**RECORDED DATA**
..............................

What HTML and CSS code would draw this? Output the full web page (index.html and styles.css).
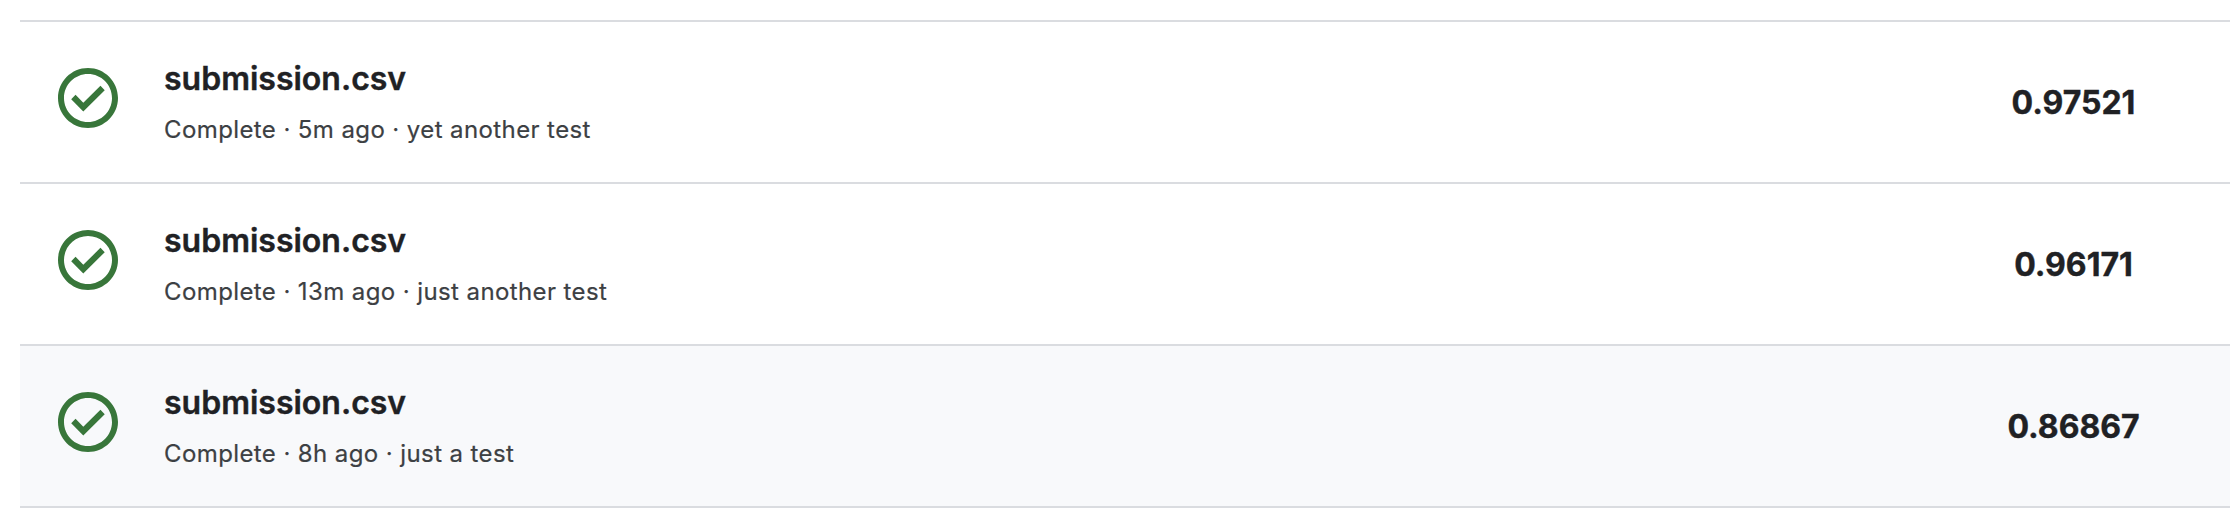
FILE: index.html
```html
<!DOCTYPE html>
<html lang="en">
<head><meta charset="utf-8"><title>Submissions</title><link rel="stylesheet" href="styles.css"></head>
<body>
<svg class="sprite"><symbol id="check" viewBox="0 0 24 24"><path d="M16.15 7.95L10.43 13.6 7.85 10.95 6.4 12.4l4.03 4.1 7.15-7.1zM12 2C6.480 2 2 6.480 2 12s4.480 10 10 10 10-4.480 10-10S17.520 2 12 2zm0 18c-4.420 0-8-3.580-8-8s3.580-8 8-8 8 3.580 8 8-3.580 8-8 8z"/></symbol></svg>
<ul class="list">
<li class="row"><svg class="icon"><use href="#check"/></svg><div class="info"><div class="title">submission.csv</div><div class="meta">Complete · 5m ago · yet another test</div></div><div class="score">0.97521</div></li>
<li class="row"><svg class="icon"><use href="#check"/></svg><div class="info"><div class="title">submission.csv</div><div class="meta">Complete · 13m ago · just another test</div></div><div class="score">0.96171</div></li>
<li class="row active"><svg class="icon"><use href="#check"/></svg><div class="info"><div class="title">submission.csv</div><div class="meta">Complete · 8h ago · just a test</div></div><div class="score">0.86867</div></li>
</ul>
</body>
</html>
```
FILE: styles.css
```css
body { margin: 0; background: #fff; color: #202124; font-family: Inter, sans-serif; overflow: hidden; }
.sprite { display: none; }
.list { list-style: none; margin: 20px 0 0 20px; padding: 0; border-top: 2px solid #dadce0; }
.row { display: flex; height: 160px; border-bottom: 2px solid #dadce0; }
.active { background: #f8f9fb; }
.icon { width: 72px; height: 72px; margin: 40px 40px 0 32px; fill: #38763a; flex: none; }
.info { flex: 1; padding-top: 37px; }
.title { font-size: 32px; line-height: 40px; font-weight: 600; -webkit-text-stroke: .4px; }
.meta { font-size: 24px; line-height: 32px; margin-top: 15px; letter-spacing: .4px; color: #3c4043; -webkit-text-stroke: .2px; }
.score { width: 313px; text-align: center; font-size: 32px; line-height: 162px; font-weight: 700; -webkit-text-stroke: .4px; }
```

..............................

Copy out the whole listing exactly, and don't carry over any pictures.

**RESPONSE TO THE TASK**
What HTML and CSS code would draw this? Output the full web page (index.html and styles.css).
FILE: index.html
```html
<!DOCTYPE html>
<html lang="en">
<head><meta charset="utf-8"><title>Submissions</title><link rel="stylesheet" href="styles.css"></head>
<body>
<svg class="sprite"><symbol id="check" viewBox="0 0 24 24"><path d="M16.15 7.95L10.43 13.6 7.85 10.95 6.4 12.4l4.03 4.1 7.15-7.1zM12 2C6.480 2 2 6.480 2 12s4.480 10 10 10 10-4.480 10-10S17.520 2 12 2zm0 18c-4.420 0-8-3.580-8-8s3.580-8 8-8 8 3.580 8 8-3.580 8-8 8z"/></symbol></svg>
<ul class="list">
<li class="row"><svg class="icon"><use href="#check"/></svg><div class="info"><div class="title">submission.csv</div><div class="meta">Complete · 5m ago · yet another test</div></div><div class="score">0.97521</div></li>
<li class="row"><svg class="icon"><use href="#check"/></svg><div class="info"><div class="title">submission.csv</div><div class="meta">Complete · 13m ago · just another test</div></div><div class="score">0.96171</div></li>
<li class="row active"><svg class="icon"><use href="#check"/></svg><div class="info"><div class="title">submission.csv</div><div class="meta">Complete · 8h ago · just a test</div></div><div class="score">0.86867</div></li>
</ul>
</body>
</html>
```
FILE: styles.css
```css
body { margin: 0; background: #fff; color: #202124; font-family: Inter, sans-serif; overflow: hidden; }
.sprite { display: none; }
.list { list-style: none; margin: 20px 0 0 20px; padding: 0; border-top: 2px solid #dadce0; }
.row { display: flex; height: 160px; border-bottom: 2px solid #dadce0; }
.active { background: #f8f9fb; }
.icon { width: 72px; height: 72px; margin: 40px 40px 0 32px; fill: #38763a; flex: none; }
.info { flex: 1; padding-top: 37px; }
.title { font-size: 32px; line-height: 40px; font-weight: 600; -webkit-text-stroke: .4px; }
.meta { font-size: 24px; line-height: 32px; margin-top: 15px; letter-spacing: .4px; color: #3c4043; -webkit-text-stroke: .2px; }
.score { width: 313px; text-align: center; font-size: 32px; line-height: 162px; font-weight: 700; -webkit-text-stroke: .4px; }
```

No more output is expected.